One specific question I struggled with when I created the article is whether to name it "clock chimes" or "clock chime". Normally one would create a page for the singular of a thing, of course, but clock chimes seem to be often referred to in the plural (i.e. Westminster chimes - not "westminster chime"). Do you have an opinion either way on this, or could you point to sources that might clarify?

Thanks again, and Happy Holidays.

--Vivisel (talk) 21:27, 30 November 2018 (UTC)Reply

Your article was a good starting point, so thanks for writing it! My editorial skills are not yet up to the task of creating new articles; I just edit existing ones.

"Chimes" is one of those peculiar English nouns that seems to be plural but actually does not have a singular version for some of its meanings. (Have you ever seen "a pant"?) On my Website (www.TowerBells.org), I use the singular "chime" to refer to a set of tower bells that can play music but isn't big enough to be a carillon.

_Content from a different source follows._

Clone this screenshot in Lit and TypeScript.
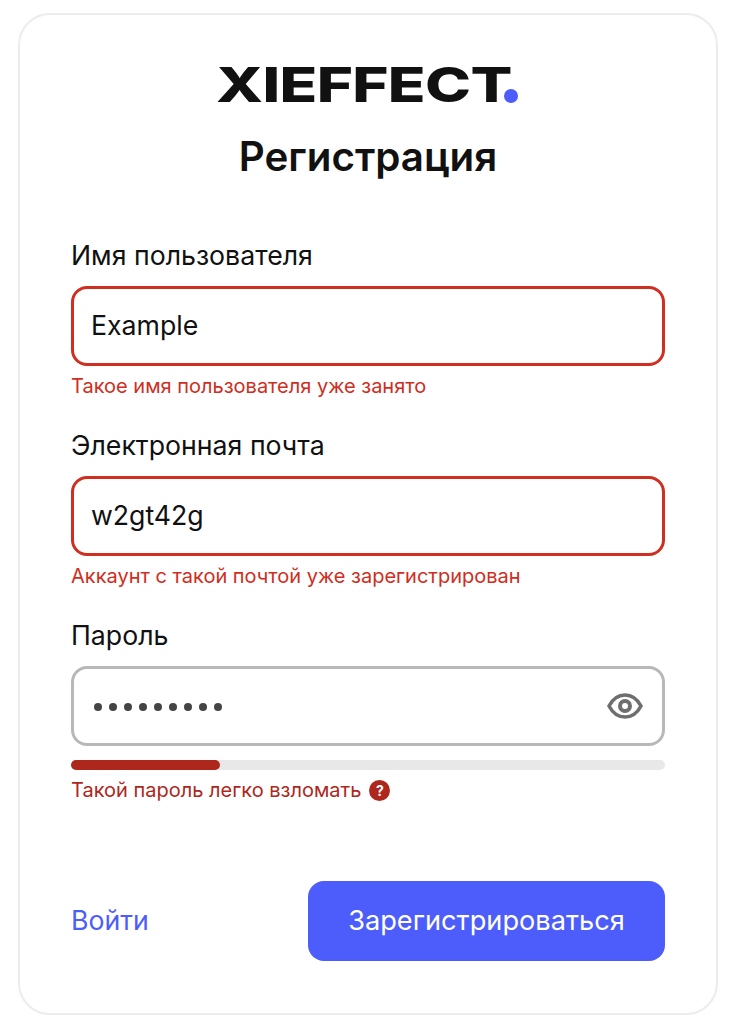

But you will find people saying, "Listen to the chimes," when they could equally say, "Listen to the bells;" but one chime in that context is not one bell!

In the context of "clock chimes," I like expressions such as "Cambridge (Westminster) Quarters," implying that it is a set of four quarter-hour tunes. But "clock chimes" as a generic term for the tunes that clocks play is perfectly all right. I would use the term "clock chime" to refer to a set of bells that is used solely as a time signal and not to make music in a more general sense. So a clock chime designed to play the Cambridge Quarters would have four or five bells—five if the hour strike was on a separate bell from the quarter strikes.